### Given task
Take every line from the listing below that contains "React".

### Data excerpt

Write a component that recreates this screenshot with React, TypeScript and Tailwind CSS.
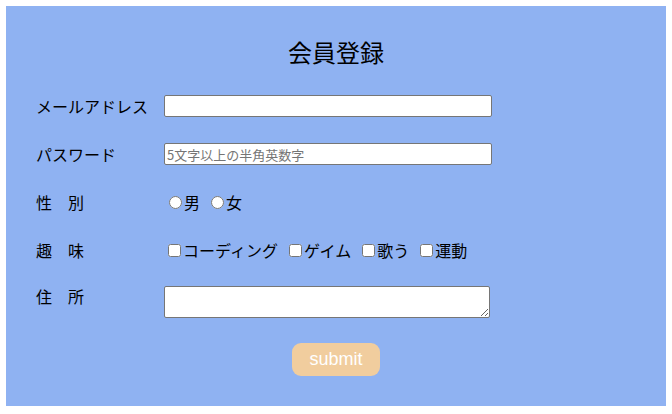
import React from "react";

const labelCls = "w-[128px] shrink-0 text-[16px] leading-[22px] text-black";

const App = () => {
  const hobbies = ["コーディング", "ゲイム", "歌う", "運動"];

  return (
    <div className="min-h-screen bg-white p-[6px] font-['Noto_Sans_CJK_JP','Noto_Sans',sans-serif]">
      <form className="w-[660px] h-[400px] bg-[#8fb2f2] pt-[32px] pl-[30px]">
        {/* Title */}
        <h2 className="-ml-[30px] text-center text-[24px] leading-[28px] text-black">
          会員登録
        </h2>

        <div className="mt-[29px] flex flex-col">
          {/* Email */}
          <div className="flex items-center h-[22px]">
            <span className={labelCls}>メールアドレス</span>
            <input
              type="email"
              className="w-[328px] h-[22px] bg-white border border-[#767676] rounded-[2px] px-[2px] text-[13px]"
            />
          </div>

          {/* Password */}
          <div className="mt-[26px] flex items-center h-[22px]">
            <span className={labelCls}>パスワード</span>
            <input
              type="password"
              placeholder="5文字以上の半角英数字"
              className="w-[328px] h-[22px] bg-white border border-[#767676] rounded-[2px] px-[2px] text-[13px] placeholder:text-[#757575]"
            />
          </div>

          {/* Gender */}
          <div className="mt-[26px] flex items-center h-[22px]">
            <span className={labelCls}>性　別</span>
            <div className="flex items-center text-[16px] text-black">
              <label className="flex items-center">
                <input type="radio" name="gender" className="ml-[5px] mr-[2px] w-[13px] h-[13px]" />
                男
              </label>
              <label className="flex items-center ml-[6px]">
                <input type="radio" name="gender" className="ml-[5px] mr-[2px] w-[13px] h-[13px]" />
                女
              </label>
            </div>
          </div>

          {/* Hobby */}
          <div className="mt-[26px] flex items-center h-[22px]">
            <span className={labelCls}>趣　味</span>
            <div className="flex items-center text-[16px] text-black">
              {hobbies.map((h, i) => (
                <label key={h} className={`flex items-center ${i > 0 ? "ml-[7px]" : ""}`}>
                  <input type="checkbox" className="ml-[4px] mr-[2px] w-[13px] h-[13px]" />
                  {h}
                </label>
              ))}
            </div>
          </div>

          {/* Address */}
          <div className="mt-[25px] flex items-start">
            <span className={`${labelCls} mt-[-1px]`}>住　所</span>
            <textarea className="w-[326px] h-[32px] bg-white border border-[#767676] rounded-[2px] px-[2px] text-[13px]" />
          </div>

          {/* Submit */}
          <div className="mt-[25px] -ml-[30px] flex justify-center">
            <button
              type="button"
              className="w-[88px] h-[33px] rounded-[9px] bg-[#f1cd9e] text-white text-[18px] font-['Liberation_Sans',Arial,sans-serif]"
            >
              submit
            </button>
          </div>
        </div>
      </form>
    </div>
  );
};

export default App;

### Task solution
Write a component that recreates this screenshot with React, TypeScript and Tailwind CSS.
import React from "react";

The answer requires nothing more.